Using try-with-resource with a local class results in horrible indentation as you said.
I don't share a strong worry of future leaks in testing - seems speculative to me.
In this instance unless you have very strong feelings, I'd really leave the test as-is

on another note, if you approve I'd also backport the fix to 3.7

I have somewhat strong feelings, I wouldn't call them very strong. If someone noticed this IDE warning and created a ticket and a PR to fix it, I would review that. Am I going to make the build enforce this warning? No, but I have seen other situations where the warning did point out real resource leaks...

I just wanted to save the effort required to go and rework this later, and prevent this PR from introducing an easily avoidable warning. I agree with you about suppressing warnings, I don't think that is a healthy practice to have.

I just tried making this a try-with-resources and the indenting turned out fine. The body of backingStoreStart is at the exact same indentation as it is currently.

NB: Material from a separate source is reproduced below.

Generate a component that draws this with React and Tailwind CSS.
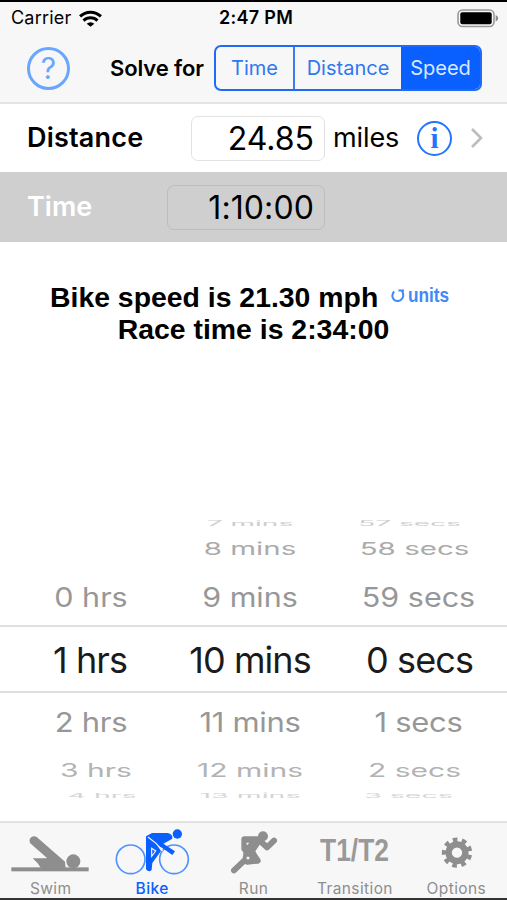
const tabs = [
  { id: 'swim', label: 'Swim' },
  { id: 'bike', label: 'Bike' },
  { id: 'run', label: 'Run' },
  { id: 'transition', label: 'Transition' },
  { id: 'options', label: 'Options' }
]

const modes = [
  { name: 'Time', className: 'w-[77px] text-[#2f78ee]' },
  { name: 'Distance', className: 'w-[108px] border-l-2 border-[#3b7df0] text-[#2f78ee]' },
  { name: 'Speed', className: 'w-[79px] bg-[#0a60ff] text-[#d9e8ff]' }
]

// rows of the wheel from top to bottom, squeezed towards the edges
const wheelRows = [
  { cell: 'h-3', text: 'scale-y-[0.26] -translate-y-[1px] text-[#cdcdcd]' },
  { cell: 'h-[38px]', text: 'scale-y-[0.6] text-[#ababab]' },
  { cell: 'h-[57px]', text: 'scale-y-[0.87] translate-y-[1px] text-[#979797]' },
  { cell: 'h-[68px] border-y-2 border-[#e0e0e0]', text: 'translate-y-[1px] text-[#1b1b1b]' },
  { cell: 'h-[57px]', text: 'scale-y-[0.87] text-[#979797]' },
  { cell: 'h-[38px]', text: 'scale-y-[0.6] translate-y-[1px] text-[#b3b3b3]' },
  { cell: 'h-[10px]', text: 'scale-y-[0.24] translate-y-[2px] text-[#d4d4d4]' }
]

const sizes = [
  'text-[28px]',
  'text-[29.5px]',
  'text-[30.5px]',
  'text-[36px] tracking-[-0.9px]',
  'text-[31px] tracking-[-0.3px]',
  'text-[30px]',
  'text-[28.5px]'
]

const wheels = [
  {
    id: 'hours',
    width: 'w-[180px]',
    values: ['', '', '0 hrs', '1 hrs', '2 hrs', '3 hrs', '4 hrs'],
    offsets: ['', '', 'left-px', 'left-0', 'left-px', 'left-[6px]', 'left-[12px]']
  },
  {
    id: 'minutes',
    width: 'w-[140px]',
    values: ['7 mins', '8 mins', '9 mins', '10 mins', '11 mins', '12 mins', '13 mins'],
    offsets: ['', '', '', '', '', '', '']
  },
  {
    id: 'seconds',
    width: 'w-[187px]',
    values: ['57 secs', '58 secs', '59 secs', '0 secs', '1 secs', '2 secs', '3 secs'],
    offsets: ['left-[-4px]', 'left-px', 'left-[5px]', 'left-[6px]', 'left-[5px]', 'left-px', 'left-[-5px]']
  }
]

const WifiIcon = () => (
  <svg width="23" height="17" viewBox="0 0 66 48" fill="none" stroke="#000" strokeWidth="8.5">
    <path d="M3 18a43 43 0 0 1 60 0" />
    <path d="M13 30a29 29 0 0 1 40 0" />
    <path d="M22 39a16 16 0 0 1 22 0L33 48z" fill="#000" stroke="none" />
  </svg>
)

const BatteryIcon = () => (
  <svg width="42" height="19" viewBox="0 0 42 19">
    <rect x="1" y="1" width="36" height="16.5" rx="4.5" fill="#f7f7f7" stroke="#999" strokeWidth="1.6" />
    <rect x="3.3" y="3.3" width="31.4" height="12" rx="2" />
    <path d="M38.7 6q2.4 1 2.4 3.2t-2.4 3.2z" fill="#888" />
  </svg>
)

const TabIcon = ({ id }) => {
  if (id === 'swim') {
    return (
      <svg className="overflow-visible" width="84" height="50" viewBox="26 24 252 150" fill="currentColor">
        <rect x="33" y="157" width="232" height="12" />
        <circle cx="219" cy="139" r="21" />
        <path d="M101 77 180 146" stroke="currentColor" strokeWidth="27" strokeLinecap="round" />
        <path d="M97 130 138 130 150 110 194 140 196 160 122 160 112 145z" />
      </svg>
    )
  }

  if (id === 'bike') {
    return (
      <svg className="overflow-visible" width="84" height="50" viewBox="330 24 252 150" fill="currentColor">
        <g fill="none" stroke="#4f92ff" strokeWidth="5">
          <circle cx="392" cy="133" r="43" />
          <circle cx="522" cy="133" r="43" />
        </g>
        <circle cx="532" cy="57" r="14" />
        <path d="M438 64 456 54 503 54Q519 57 517 71L490 86 525 109 517 120 486 98 473 92 483 108 457 144 455 164Q448 174 438 163z" />
        <path d="M444 66 469 86 488 108M455 100v24l12-16z" fill="none" stroke="#f7f7f7" strokeWidth="3.5" />
      </svg>
    )
  }

  if (id === 'run') {
    return (
      <svg className="overflow-visible" width="84" height="50" viewBox="36 24 252 150" fill="currentColor">
        <circle cx="189" cy="64" r="15" />
        <g fill="none" stroke="currentColor" strokeWidth="18" strokeLinecap="round" strokeLinejoin="round">
          <path d="M179 73H133V101M178 76 201 97 222 77" />
          <path d="M102 166 136 134 141 111M157 113 173 137 142 140" />
        </g>
        <path d="M143 76H188L166 109 178 138 135 144 129 108z" />
        <path d="M139 83h9l-7 8zM140 125h8v8h-8z" fill="#f7f7f7" />
      </svg>
    )
  }

  if (id === 'options') {
    return (
      <svg width="84" height="50" viewBox="102 24 252 150" fill="none" stroke="currentColor">
        <circle cx="231" cy="113" r="25" strokeWidth="19" />
        <circle cx="231" cy="113" r="38" strokeWidth="15" strokeDasharray="13.5 13.03" strokeDashoffset="-6.52" />
      </svg>
    )
  }

  return (
    <span className="block h-[50px] scale-x-[0.85] text-center font-['Liberation_Sans',sans-serif] text-[31px] font-bold leading-[56px] text-[#999]">
      T1/T2
    </span>
  )
}

const Header = () => (
  <header className="h-[104px] border-b-2 border-t-2 border-b-[#e4e4e4] border-t-black bg-[#f7f7f7]">
    <div className="grid h-8 grid-cols-3 items-center pl-[11px] pr-[8px]">
      <div className="flex items-center gap-[8px] text-[18px] leading-8 tracking-[0.2px]">
        Carrier
        <WifiIcon />
      </div>
      <p className="relative left-px text-center text-[18px] font-semibold leading-8 tracking-[0.3px]">2:47 PM</p>
      <div className="flex justify-end">
        <BatteryIcon />
      </div>
    </div>

    <div className="flex h-[68px] items-center pl-[27px]">
      <button
        type="button"
        className="flex size-[43px] items-center justify-center rounded-full border-[3px] border-[#6aa6fb] text-[30px] leading-none text-[#6aa6fb]"
      >
        ?
      </button>
      <p className="ml-[40px] w-[104px] whitespace-nowrap text-[22px] font-semibold tracking-[-0.1px]">Solve for</p>
      <div className="flex h-[46px] overflow-hidden rounded-[7px] border-2 border-[#1f6bf5]">
        {modes.map((mode) => (
          <button key={mode.name} type="button" className={`text-[20px] ${mode.className}`}>
            {mode.name}
          </button>
        ))}
      </div>
    </div>
  </header>
)

const Picker = () => (
  <div className="mt-auto mb-[23px]">
    {wheelRows.map((row, index) => (
      <div key={index} className={`flex items-center ${row.cell}`}>
        {wheels.map((wheel) => (
          <div key={wheel.id} className={`flex justify-center whitespace-nowrap ${wheel.width}`}>
            <span className={`relative leading-none ${sizes[index]} ${row.text} ${wheel.offsets[index]}`}>
              {wheel.values[index]}
            </span>
          </div>
        ))}
      </div>
    ))}
  </div>
)

const App = () => {
  return (
    <div className="flex h-[900px] w-[507px] flex-col overflow-hidden bg-white font-['Inter',sans-serif] text-black">
      <Header />

      <div className="flex h-[68px] items-center pl-[27px]">
        <p className="w-[164px] text-[27px] font-semibold tracking-[0.2px]">Distance</p>
        <div className="h-[45px] w-[134px] rounded-[7px] border border-[#e2e2e2] pr-[10px] text-right text-[32px] leading-[43px]">
          24.85
        </div>
        <p className="ml-[8px] w-[84px] text-[27px] tracking-[-0.1px]">miles</p>
        <button
          type="button"
          className="flex size-[35px] items-center justify-center rounded-full border-2 border-[#2674fa] font-['Liberation_Serif',serif] text-[29px] font-bold leading-none text-[#2674fa]"
        >
          i
        </button>
        <svg className="ml-[18px]" width="14" height="22" viewBox="0 0 14 22" fill="none" stroke="#bcbcbc" strokeWidth="2.6">
          <path d="M2 2l9 9-9 9" />
        </svg>
      </div>

      <div className="flex h-[70px] items-center bg-[#cfcfcf] pl-[27px]">
        <p className="w-[140px] text-[27px] font-semibold text-white">Time</p>
        <div className="h-[45px] w-[158px] rounded-[7px] border border-[#bdbdbd] pr-[10px] text-right text-[32px] leading-[43px] tracking-[0.1px]">
          1:10:00
        </div>
      </div>

      <div className="mt-[39px] font-['Liberation_Sans',sans-serif] text-[28.4px] font-bold leading-8">
        <div className="flex pl-[50px]">
          <p className="w-[341px]">Bike speed is 21.30 mph</p>
          <button type="button" className="flex h-7 items-center gap-[3px] text-[#4189f8]">
            <svg width="14" height="15" viewBox="0 0 14 15" fill="none" stroke="currentColor" strokeWidth="2">
              <path d="M3.2 3.5C-.5 7.5 2 13 6.5 13S14 8 11 3M7.5 2.4h5.5" />
            </svg>
            <span className="origin-left scale-x-[0.86] text-[20px]">units</span>
          </button>
        </div>
        <p className="text-center">Race time is 2:34:00</p>
      </div>

      <Picker />

      <nav className="flex h-[79px] border-b-2 border-t-2 border-b-[#333] border-t-[#e2e2e2] bg-[#f7f7f7]">
        {tabs.map((tab) => (
          <button
            key={tab.id}
            type="button"
            className={`flex flex-1 flex-col items-center ${tab.id === 'bike' ? 'text-[#0a60ff]' : 'text-[#8e8e8e]'}`}
          >
            <TabIcon id={tab.id} />
            <span
              className={`relative top-[2px] mt-[4px] text-[15.5px] leading-5 tracking-[0.4px] ${tab.id === 'bike' ? 'font-medium' : ''}`}
            >
              {tab.label}
            </span>
          </button>
        ))}
      </nav>
    </div>
  )
}

export default App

try (FakeOffsetSyncStore store = new FakeOffsetSyncStore() { @Override void backingStoreStart() { // read a sync during startup sync(tp, 100, 200); assertEquals(OptionalLong.empty(), translateDownstream(null, tp, 0)); assertEquals(OptionalLong.empty(), translateDownstream(null, tp, 100)); assertEquals(OptionalLong.empty(), translateDownstream(null, tp, 200)); } }) { // no offsets exist and store is not started assertEquals(OptionalLong.empty(), store.translateDownstream(null, tp, 0)); assertEquals(OptionalLong.empty(), store.translateDownstream(null, tp, 100)); assertEquals(OptionalLong.empty(), store.translateDownstream(null, tp, 200)); // After the store is started all offsets are visible store.start(true); assertEquals(OptionalLong.of(-1), store.translateDownstream(null, tp, 0)); assertEquals(OptionalLong.of(200), store.translateDownstream(null, tp, 100)); assertEquals(OptionalLong.of(201), store.translateDownstream(null, tp, 200)); }

Here's the Consumer alternative I thought about, which uses one less indentation level at the cost of a variable, a field, and two constructors:

Consumer<FakeOffsetSyncStore> init = store -> { // read a sync during startup store.sync(tp, 100, 200); assertEquals(OptionalLong.empty(), store.translateDownstream(null, tp, 0)); assertEquals(OptionalLong.empty(), store.translateDownstream(null, tp, 100)); assertEquals(OptionalLong.empty(), store.translateDownstream(null, tp, 200)); }; try (FakeOffsetSyncStore store = new FakeOffsetSyncStore(init)) { // no offsets exist and store is not started assertEquals(OptionalLong.empty(), store.translateDownstream(null, tp, 0)); assertEquals(OptionalLong.empty(), store.translateDownstream(null, tp, 100)); assertEquals(OptionalLong.empty(), store.translateDownstream(null, tp, 200)); // After the store is started all offsets are visible store.start(true); assertEquals(OptionalLong.of(-1), store.translateDownstream(null, tp, 0)); assertEquals(OptionalLong.of(200), store.translateDownstream(null, tp, 100)); assertEquals(OptionalLong.of(201), store.translateDownstream(null, tp, 200)); }

Either of these is preferable to having the warning or suppressing it.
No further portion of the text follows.